Although the Commission has no direct authority over national tax systems, it can investigate whether certain fiscal regimes, including in the form of tax rulings, would constitute “unjustifiable” State aid to companies. The EU’s State aid rules are set out in the Treaty on the Functioning of the European Union (TFEU) and constitute part of the TFEU’s provisions on competition law. In general, Member States are prohibited from granting financial assistance in a way that distorts competition, unless the aid measure has been notified to and authorized by the Commission. The prohibition applies to any form of financial aid, including in the form of tax rulings. Although not problematic in themselves, tax rulings may amount to unlawful State aid if they provide selective advantages to a specific company or group of companies that are not approved under EU State aid rules.

Article 108(3) TFEU requires Member States to notify non-exempted State aid measures, including in the form of tax measures, to the Commission before their implementation, and to await the Commission’s approval before implementing such measures (the so-called “standstill obligation”). If either of those obligations is not fulfilled, the State aid measure is considered to be unlawful.

A notification triggers a preliminary investigation by the Commission. The Commission can also investigate unnotified State aid that has already been granted on its own initiative or following a third-party complaint.  If, following an in-depth investigation, the Commission finds that a measure constitutes illegal State aid, the Commission will require the Member State to recover the aid from the beneficiary (unless such recovery would be contrary to a general principle of EU law). In the case of tax measures, the amount to be covered is calculated “on the basis of a comparison between the tax actually paid and the amount that should have been paid if the generally applicable rule had been applied”. Interest is added to this basic amount.
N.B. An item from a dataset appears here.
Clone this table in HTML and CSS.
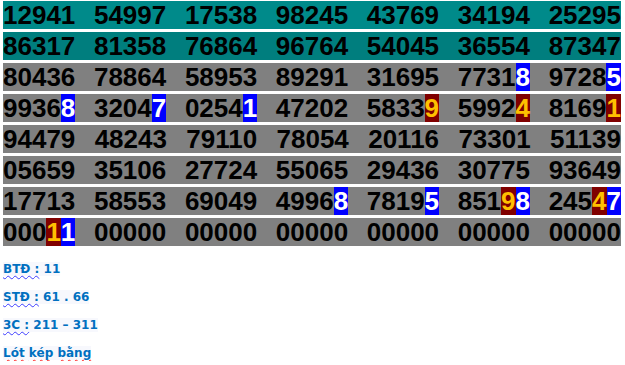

Recovery of past benefits can be ordered for up to ten years.

When can tax rulings constitute unlawful state aid?

Article 107(1) TFEU prohibits “any aid granted by a Member State or through State resources in any form whatsoever which distorts or threatens to distort competition by favouring certain undertakings or the production of certain goods, in so far as it affects trade between Member States.”

Measures taken to exempt a company from an obligation to pay taxes can amount to unlawful State aid if the following conditions are met:

  • First, the tax measure must grant an economic advantage. In the case of tax rulings, an advantage will in principle exist where the tax payable under the tax ruling is lower than the tax that would otherwise have to be paid under the normally applicable tax system. The general rule is that the allocation of profit between companies of the same corporate group must comply with the “arm’s length principle” as set in Article 9 of the OECD Model Tax convention.  In the case of transfer pricing agreements, this means that arrangements between companies of the same corporate group must not depart from arrangements that a prudent independent operator acting under normal market conditions would have accepted. The Court of Justice of the European Union has confirmed that if the method of taxation for intra-group transfers does not comply with the arm’s-length principle and leads to a lower taxable base than would result from a correct implementation of that principle, it provides a selective advantage to the company concerned.4
  • Second, the advantage must be financed through State resources. In cases where a tax authority lowers the effective tax rate that would otherwise be payable, the resulting loss of revenue for the State is equivalent to the use of State resources.
  • Third, the tax measure must distort or threaten to distort trade and competition between Member States. Where the beneficiary carries out an economic activity in the EU, this criterion is easily met.
  • Finally, the tax measure must be specific or selective in that it benefits “certain undertakings or the production of certain goods”. According to the Commission, “every decision of the administration that departs from the general tax rules to the benefit of individual undertakings in principle leads to a presumption of State aid and must be analysed in detail.”5  Thus, a tax ruling that merely interprets general tax rules or manages tax revenue based on objective criteria will generally not constitute State aid, while a ruling that applies the authorities’ discretion to apply a lower effective tax rate than would otherwise apply may amount to State aid.  In the case of transfer pricing agreements, a tax ruling that deviates from the arm’s-length principle  is likely to be considered as specific and hence qualify as State aid under EU law.

The classification of a tax benefit as general or specific is therefore crucial to determine its validity. Even a measure that appears prima facie to be general may be selective in practice. Thus, in the Gibraltar case,6 a corporate tax reform for companies operating in Gibraltar was found to be selective because it favoured off-shore companies, even though it appeared to be applicable to all undertakings domiciled in Gibraltar. The ECJ ruled that “the fact that offshore companies are not taxed is… the inevitable consequence of the fact that the bases of assessment are specifically designed so that offshore companies, which by their nature have no employees and do not occupy business premises, have no tax base under the bases of assessment adopted in the proposed tax reform.”7

If one of the tax measures in question constitutes State aid, it could in principle benefit from an exemption under the TFEU, but such exemptions generally apply to tax relief granted for a specific project, such as investing in disadvantaged areas or promoting culture and heritage conservation, and are limited to the costs of carrying out such projects. In the Opening Decisions, the Commission has indicated that, at this stage of the investigations, it has no indication that the contested rulings can benefit from an exemption under the TFEU.


While the Commission has not yet reached a final decision with regard to the tax rulings under scrutiny in the ongoing investigations, the Opening Decisions indicate that the Commission’s preliminary view is that these rulings are likely to constitute unlawful State aid under EU law. If the in-depth investigations confirm this view, the companies concerned will have to repay the aid received, plus interest. 

Before opening these specific investigations, the Commission was already conducting a wider inquiry into certain tax practices by several Member States.  Through its four in-depth investigations, however, the Commission has made clear that it will not wait for the conclusions of its broader inquiry to pursue potential violations involving specific companies.  

Companies that have benefited from tax rulings or other special tax measures are advised to assess the possibility that tax benefits negotiated as part of their European tax planning may constitute unlawful State aid. More generally, companies are reminded to take account not only of the applicable tax rules as part of their global tax planning, but also of potential State aid considerations.